### WHAT TO WORK ON
Look through the listing below and give the number of lines that hold "React". Say nothing more.

### INFORMATION SUPPLIED
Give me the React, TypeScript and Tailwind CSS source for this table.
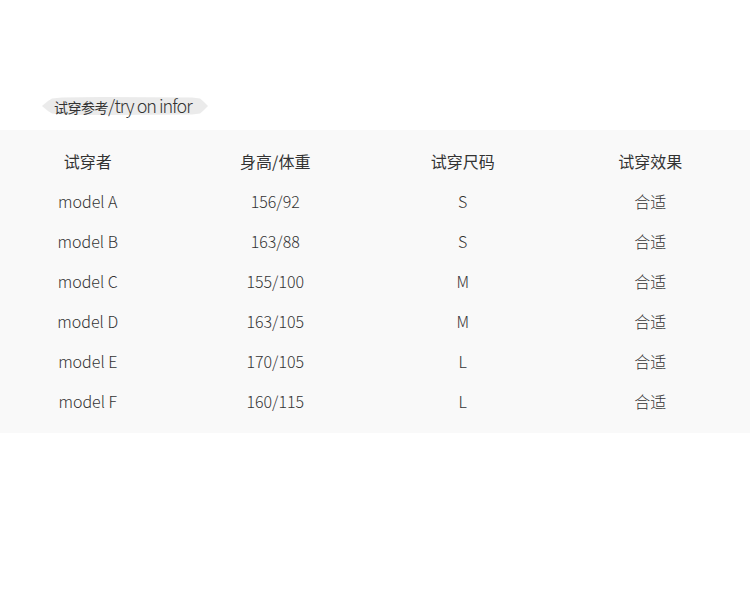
import React from "react";

const rows = [
  ["model A", "156/92", "S", "合适"],
  ["model B", "163/88", "S", "合适"],
  ["model C", "155/100", "M", "合适"],
  ["model D", "163/105", "M", "合适"],
  ["model E", "170/105", "L", "合适"],
  ["model F", "160/115", "L", "合适"],
];

const headers = ["试穿者", "身高/体重", "试穿尺码", "试穿效果"];

export default function App() {
  return (
    <div
      className="w-[750px] h-[589px] bg-white"
      style={{ fontFamily: '"Noto Sans CJK SC", "Noto Sans", sans-serif' }}
    >
      <div className="pt-[93px] pl-[42px] h-[130px]">
        <div className="relative w-[166px] h-[24px]">
          <svg className="absolute left-0 top-[2px]" width="166" height="22" viewBox="0 0 166 22">
            <polygon
              points="0,11 6,6 10,3.5 20,2.5 60,2 150,2.5 158,3.5 162,7 166,11 162,15 158,18.5 150,19.5 60,20 20,19.5 10,18.5 6,16"
              fill="#ebebeb"
            />
          </svg>
          <div className="relative flex items-baseline pl-[12px] text-[#333] leading-[24px] whitespace-nowrap">
            <span className="text-[14px] tracking-[-0.5px]">试穿参考</span>
            <span className="text-[18px] font-light tracking-[-1px]">/try on infor</span>
          </div>
        </div>
      </div>
      <div className="bg-[#f9f9f9] h-[303px] pt-[10px]">
        <div className="grid grid-cols-4 h-[41px] items-center text-[16px] text-[#333]">
          {headers.map((h) => (
            <div key={h} className="pr-[12px] text-center">{h}</div>
          ))}
        </div>
        {rows.map((r) => (
          <div key={r[0]} className="grid grid-cols-4 h-[40px] items-center text-[16px] text-[#333] font-light">
            {r.map((c, i) => (
              <div key={i} className="pr-[12px] text-center">{c}</div>
            ))}
          </div>
        ))}
      </div>
    </div>
  );
}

### ANSWER
2